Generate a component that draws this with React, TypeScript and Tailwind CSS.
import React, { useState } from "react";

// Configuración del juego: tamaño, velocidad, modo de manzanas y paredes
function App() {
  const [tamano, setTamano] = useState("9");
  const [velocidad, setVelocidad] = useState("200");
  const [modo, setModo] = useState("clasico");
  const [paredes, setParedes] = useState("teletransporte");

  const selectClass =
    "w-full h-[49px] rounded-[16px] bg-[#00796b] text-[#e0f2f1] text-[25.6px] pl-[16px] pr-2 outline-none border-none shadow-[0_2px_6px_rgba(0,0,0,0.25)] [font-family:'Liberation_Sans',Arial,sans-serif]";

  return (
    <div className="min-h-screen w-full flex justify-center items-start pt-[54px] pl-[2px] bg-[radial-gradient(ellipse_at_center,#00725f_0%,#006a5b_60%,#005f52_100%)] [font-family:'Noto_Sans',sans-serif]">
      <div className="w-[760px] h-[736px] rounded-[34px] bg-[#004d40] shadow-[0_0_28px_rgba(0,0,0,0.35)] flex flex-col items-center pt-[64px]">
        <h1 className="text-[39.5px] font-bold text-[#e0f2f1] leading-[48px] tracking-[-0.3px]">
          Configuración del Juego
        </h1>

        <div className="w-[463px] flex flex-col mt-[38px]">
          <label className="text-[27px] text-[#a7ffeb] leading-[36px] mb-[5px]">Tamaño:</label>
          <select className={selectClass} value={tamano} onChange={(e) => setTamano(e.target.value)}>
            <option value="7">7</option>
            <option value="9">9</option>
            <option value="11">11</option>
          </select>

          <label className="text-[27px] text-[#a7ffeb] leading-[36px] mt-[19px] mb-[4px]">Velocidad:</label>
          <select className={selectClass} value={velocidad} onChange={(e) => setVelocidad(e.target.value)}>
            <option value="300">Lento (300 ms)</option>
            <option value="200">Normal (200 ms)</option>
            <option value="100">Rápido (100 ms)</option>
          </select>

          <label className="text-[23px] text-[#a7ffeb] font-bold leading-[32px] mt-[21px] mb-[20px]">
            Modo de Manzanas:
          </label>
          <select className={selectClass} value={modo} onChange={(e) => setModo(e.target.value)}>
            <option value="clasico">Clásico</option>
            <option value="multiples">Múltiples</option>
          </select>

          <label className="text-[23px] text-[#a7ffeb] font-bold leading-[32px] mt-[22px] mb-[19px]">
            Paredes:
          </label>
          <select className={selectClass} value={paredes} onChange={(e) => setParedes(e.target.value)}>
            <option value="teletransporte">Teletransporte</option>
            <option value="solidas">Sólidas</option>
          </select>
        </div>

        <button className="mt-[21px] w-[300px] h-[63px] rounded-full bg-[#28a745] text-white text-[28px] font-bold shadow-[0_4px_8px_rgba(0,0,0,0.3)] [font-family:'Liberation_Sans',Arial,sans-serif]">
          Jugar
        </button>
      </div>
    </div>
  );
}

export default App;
--
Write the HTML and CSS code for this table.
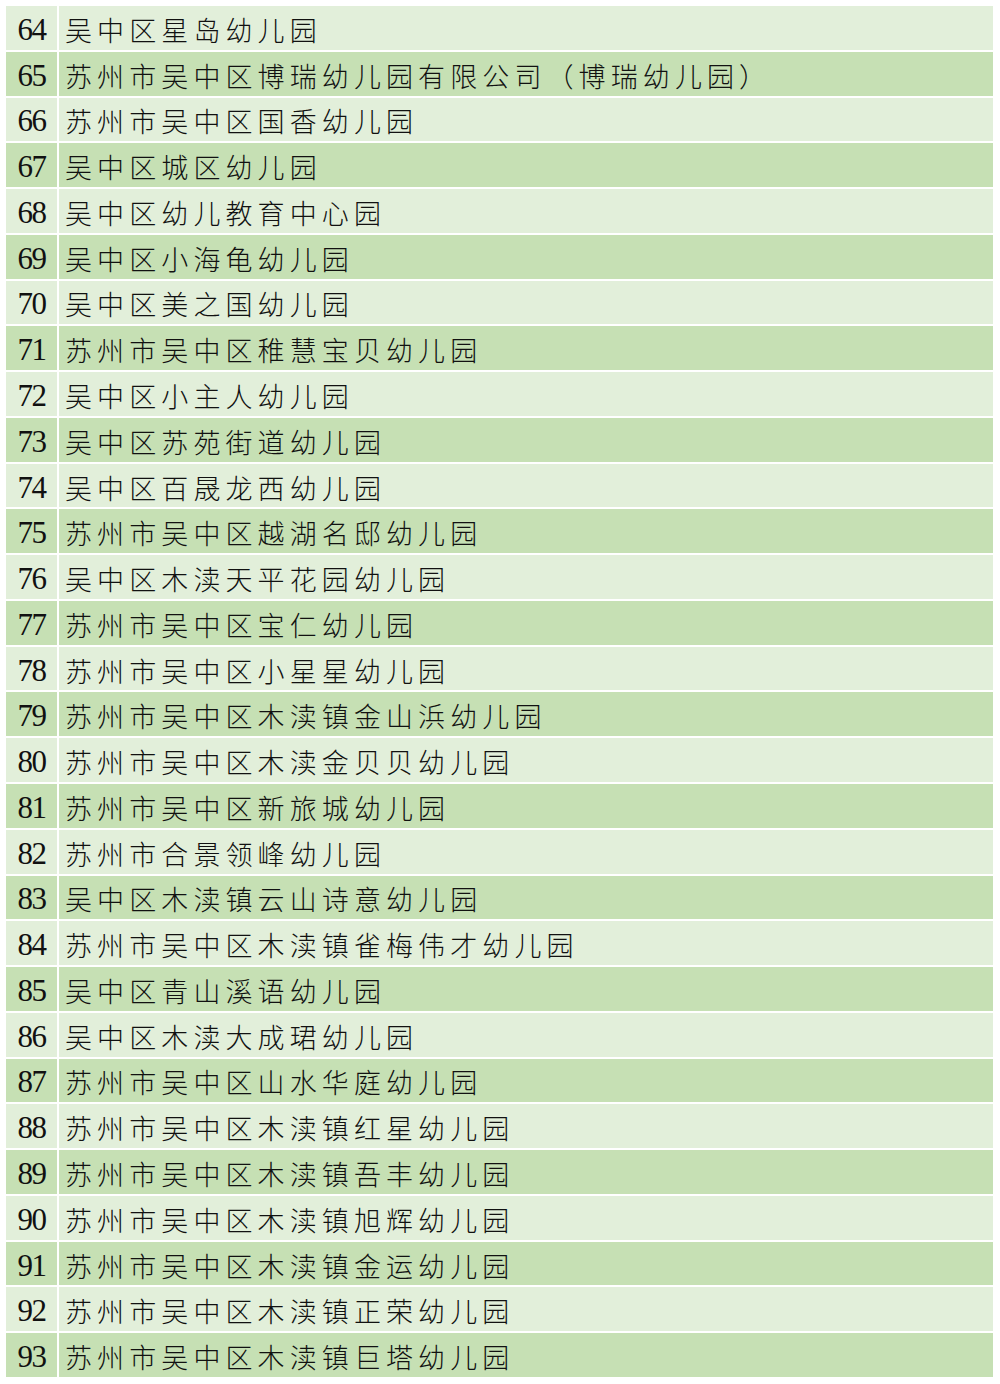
==
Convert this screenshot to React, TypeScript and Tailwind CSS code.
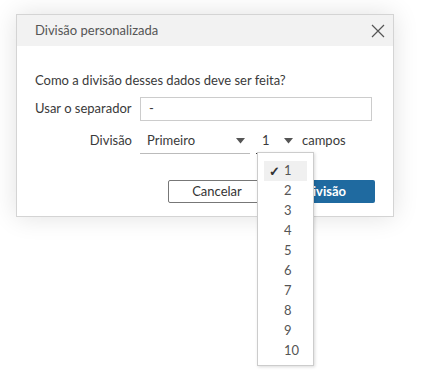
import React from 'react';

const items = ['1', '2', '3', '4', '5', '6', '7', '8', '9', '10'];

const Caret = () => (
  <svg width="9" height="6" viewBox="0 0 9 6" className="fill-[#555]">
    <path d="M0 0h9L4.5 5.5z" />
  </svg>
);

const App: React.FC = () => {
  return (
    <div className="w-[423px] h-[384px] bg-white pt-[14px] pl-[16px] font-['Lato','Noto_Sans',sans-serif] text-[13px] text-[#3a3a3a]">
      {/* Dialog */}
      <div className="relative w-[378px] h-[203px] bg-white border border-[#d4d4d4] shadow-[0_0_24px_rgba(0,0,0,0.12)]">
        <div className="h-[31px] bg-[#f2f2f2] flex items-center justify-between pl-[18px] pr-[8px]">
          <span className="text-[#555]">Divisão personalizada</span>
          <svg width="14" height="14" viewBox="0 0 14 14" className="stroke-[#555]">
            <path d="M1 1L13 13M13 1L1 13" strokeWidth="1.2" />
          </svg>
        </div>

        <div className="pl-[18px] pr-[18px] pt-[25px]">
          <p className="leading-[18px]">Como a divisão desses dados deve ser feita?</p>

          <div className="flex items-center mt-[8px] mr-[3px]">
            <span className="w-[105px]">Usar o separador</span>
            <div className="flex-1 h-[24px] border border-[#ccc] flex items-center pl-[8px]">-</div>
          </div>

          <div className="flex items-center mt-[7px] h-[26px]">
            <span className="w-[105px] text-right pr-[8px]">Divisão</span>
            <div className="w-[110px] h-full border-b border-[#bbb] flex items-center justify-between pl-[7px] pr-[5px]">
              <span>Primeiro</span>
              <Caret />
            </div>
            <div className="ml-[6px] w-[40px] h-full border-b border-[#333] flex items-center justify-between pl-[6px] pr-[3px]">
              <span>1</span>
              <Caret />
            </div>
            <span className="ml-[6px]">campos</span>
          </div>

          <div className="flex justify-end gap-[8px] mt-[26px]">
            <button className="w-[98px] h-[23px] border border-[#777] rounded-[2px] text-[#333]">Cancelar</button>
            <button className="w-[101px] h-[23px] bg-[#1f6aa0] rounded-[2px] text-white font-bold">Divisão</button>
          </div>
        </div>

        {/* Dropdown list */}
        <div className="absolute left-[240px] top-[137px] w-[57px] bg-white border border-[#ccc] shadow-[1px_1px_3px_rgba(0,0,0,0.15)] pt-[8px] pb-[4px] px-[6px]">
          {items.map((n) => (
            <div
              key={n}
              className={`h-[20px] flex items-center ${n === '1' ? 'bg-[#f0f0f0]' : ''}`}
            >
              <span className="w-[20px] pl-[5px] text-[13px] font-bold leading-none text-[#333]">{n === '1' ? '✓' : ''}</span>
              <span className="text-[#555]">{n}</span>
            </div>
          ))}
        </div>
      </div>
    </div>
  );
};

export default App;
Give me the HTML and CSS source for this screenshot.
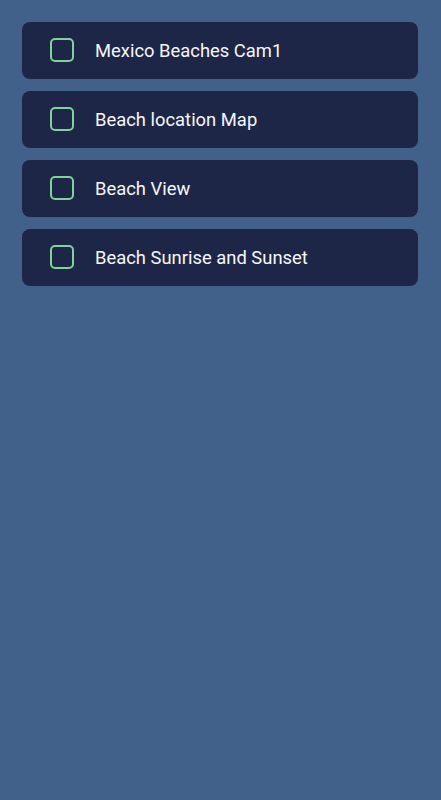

▸ **What the task asks**: Reply with nothing except the number of lines in the listing above that include "this".

▸ **Solution to the problem**: 4